A block off Lake of the Isles in Minneapolis sits a long-vacant home with peeling paint and storm windows that tumbled into the shrubs below. The main floor is gutted, plants are overgrown and pigeons were the most recent inhabitants.

And it is not just the dilapidated home on Irving Avenue S. that has neighbors grousing, but also the owner ­— Ross Fefercorn, a developer of multimillion-dollar commercial and residential projects.

"People get annoyed with Ross because he's buildings things elsewhere," neighbor Jean Bass said. "It would be different if he was destitute."

Fefercorn has owned the duplex for 16 years, but it has been empty about a decade, a scruffy blight in a neighborhood known for lush green yards and some of the city's most expensive homes.

The city added Fefercorn's property to the vacant building list in 2007, the only such property in the East Isles neighborhood. The annual penalty doubles his property tax bill, to almost $17,000 a year.

Frustration over the duplex erupted at the East Isles Residents Association board meeting two years ago, with some neighbors suggesting the city not approve any more development deals for Fefercorn until the Irving property is fixed up. Some note his personal home blocks away in the Wedge neighborhood is well-kept with pleasant landscaping.

"I do things slowly, but when I do them, I do a pretty good job," he said.

Fefercorn said he bought the duplex with the idea he might live there someday. He rented it to tenants for a few years, but then began to gut it. He said he ran into unforeseen structural issues that arose from the house being cobbled together on different foundations over its 106-year history. Those problems, and then the housing recession, stalled progress. He said he is now debating whether to sell, rehabilitate or tear down the duplex and build a new home. The city said Fefercorn took steps toward demolishing the building in 2009 but never followed through.

"It's not something you want to put another $800,000 into," he said.

Neighbors say the property has been dilapidated for years with no apparent signs of progress. The driveway is breaking up and weeds poke through shrubs. But they say it has looked worse, with piles of construction debris and a back yard that filled up with junk left by passersby. Fefercorn has been billed more than $1,275 in the past three years for city cleanups at the duplex; he's gotten 22 city inspection citations since 2003.

There are other hazards, too. Neighbor Karla Forsyth said a window fell off the duplex and shattered into her yard when it hit her fence.

"That's when my Irish really got up," she said. "I said you owe it to your neighbors to keep your property safe. How does the city let this guy get away with this?"

Fefercorn paid $360,000 for the property in 1998, but city records show it is worth just $389,000 today, with the land worth twice the structure. The ground floor interior is in see-through condition with just studs showing. Fefercorn said the upper floor is wired and plumbed, with new windows. He blamed the falling windows on a faulty plastic clip used by a window manufacturer. The city threatened to condemn the boarded-up building in 2009, but Fefercorn removed the boards, city spokesman Casper Hill said.
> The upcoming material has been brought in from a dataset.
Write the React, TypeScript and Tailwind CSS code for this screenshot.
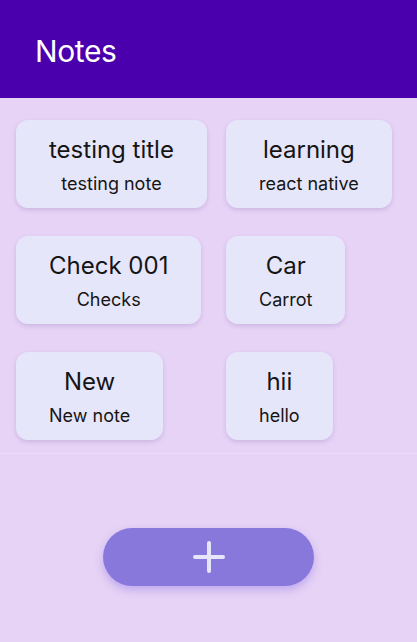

Fefercorn has developed commercial and residential projects from north Minneapolis to Uptown to Mendota Heights and St. Paul. But he's developed a reputation among government officials as a slow-moving, cautious developer. For example, he was the local face of a team selected by the city to build several phases of housing at the Grain Belt brewery complex in Minneapolis. But he lost that chance when he took years to start and then ran into trouble during the recession. Another developer is now building that housing.

Fefercorn also was selected to build housing along the Humboldt Greenway in the city's far northern fringe. He completed a first phase years after the initial timetable. The city was forced to repurchase lots it had sold to Fefercorn when his lender foreclosed after he didn't pay property taxes during the recession. Among his successes, he developed Track 29 along the Humboldt Greenway, where lofts boast an indoor saltwater pool and a Zen garden, among other amenities.
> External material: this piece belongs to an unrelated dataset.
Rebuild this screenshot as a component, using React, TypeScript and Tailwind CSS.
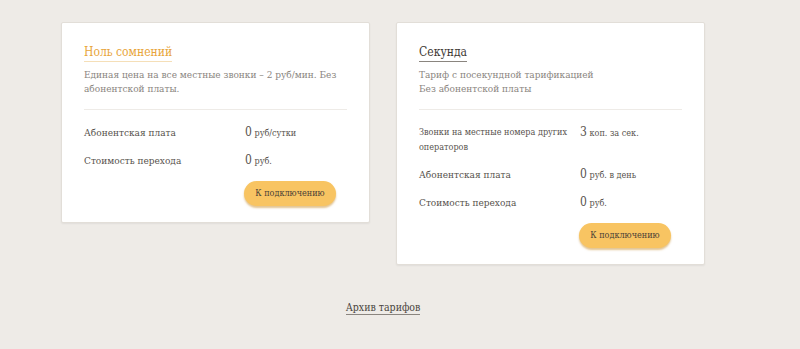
import React from "react";

const font = { fontFamily: '"DejaVu Serif Condensed","Liberation Serif",serif' };

type Row = { label: React.ReactNode; value: React.ReactNode; small?: boolean };

function Card({ title, titleClass, desc, rows }: { title: string; titleClass: string; desc: React.ReactNode; rows: Row[] }) {
  return (
    <div className="w-[309px] bg-white rounded-[2px] border border-[#e2ded8] shadow-[0_1px_2px_rgba(0,0,0,0.06)] pl-[22px] pr-[22px] pt-[16px] pb-[16px]">
      <div className="h-[17px]">
        <span className={`text-[12px] leading-[15px] border-b pb-[1px] inline-block ${titleClass}`}>{title}</span>
      </div>
      <div className="mt-[12px] text-[10px] leading-[14px] text-[#8a8580]">{desc}</div>
      <div className="mt-[13px] h-px bg-[#eeebe7]" />
      <div className="mt-[15px] flex flex-col gap-[12px]">
        {rows.map((r, i) => (
          <div key={i} className="flex">
            <div className={`w-[161px] shrink-0 whitespace-nowrap leading-[15px] text-[#57524d] ${r.small ? "text-[9px]" : "text-[10px]"}`}>{r.label}</div>
            <div className="text-[9px] leading-[15px] text-[#57524d] whitespace-nowrap">{r.value}</div>
          </div>
        ))}
      </div>
      <div className="mt-[10px] pl-[160px]">
        <button className="w-[92px] h-[25px] rounded-full bg-[#f8c462] text-[9px] text-[#4a4036] shadow-[0_2px_2px_rgba(200,140,40,0.5)]" style={font}>
          К подключению
        </button>
      </div>
    </div>
  );
}

const Val = ({ n, s }: { n: string; s: string }) => (
  <span>
    <span className="text-[12px]">{n}</span> {s}
  </span>
);

export default function App() {
  return (
    <div className="w-[800px] h-[349px] bg-[#eeebe7] pt-[22px]" style={font}>
      <div className="flex items-start gap-[26px] pl-[61px]">
        <Card
          title="Ноль сомнений"
          titleClass="text-[#e8a53a] border-[#f5dfb8]"
          desc={<>Единая цена на все местные звонки – 2 руб/мин. Без<br />абонентской платы.</>}
          rows={[
            { label: "Абонентская плата", value: <Val n="0" s="руб/сутки" /> },
            { label: "Стоимость перехода", value: <Val n="0" s="руб." /> },
          ]}
        />
        <Card
          title="Секунда"
          titleClass="text-[#3f3a35] border-[#8a857f]"
          desc={<>Тариф с посекундной тарификацией<br />Без абонентской платы</>}
          rows={[
            { label: <>Звонки на местные номера других<br />операторов</>, value: <Val n="3" s="коп. за сек." />, small: true },
            { label: "Абонентская плата", value: <Val n="0" s="руб. в день" /> },
            { label: "Стоимость перехода", value: <Val n="0" s="руб." /> },
          ]}
        />
      </div>
      <div className="mt-[35px] flex justify-center">
        <a className="text-[10.5px] text-[#4a4540] border-b border-[#8a857f] leading-[14px] ml-[-34px]">Архив тарифов</a>
      </div>
    </div>
  );
}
All this causes neighbors to ask why the city can't hurry Fefercorn along.

Meg Tuthill, who used to represent the area on the City Council until this year, said Fefercorn paid his taxes and responded to trash issues quickly, although records show he's paid multiple city assessments for cleanups.

City ordinance defines properties such as Fefercorn's duplex as nuisances and allows officials to order them demolished or rehabbed.
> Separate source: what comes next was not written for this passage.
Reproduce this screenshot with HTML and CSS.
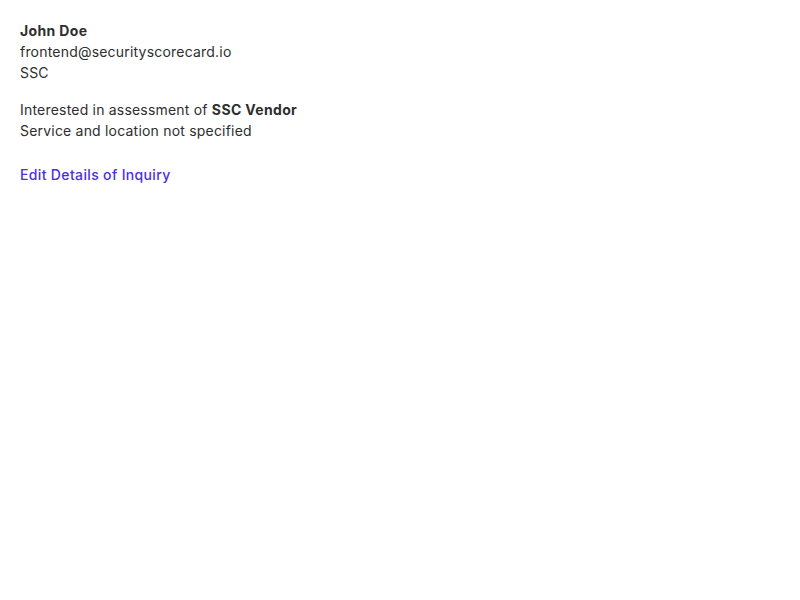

But Nuria Rivera-Vandermyde, the city's top regulator, said exterior conditions don't warrant either action. She said the impacts felt by neighbors could play a role if the city decides to ask a court to put a long-neglected property into receivership for repairs.

Forsyth said she's tried to stay civil with Fefercorn because they could end up as next-door neighbors. But she extended her fence the fence between her duplex and his to block the view of his yard.

Forsyth told a city regulatory official: "You're all over people on the North Side. Why aren't you on this guy?"

Only Fefercorn knows the future of the duplex.

"If and when I do a project, it'll be a very good project," he said.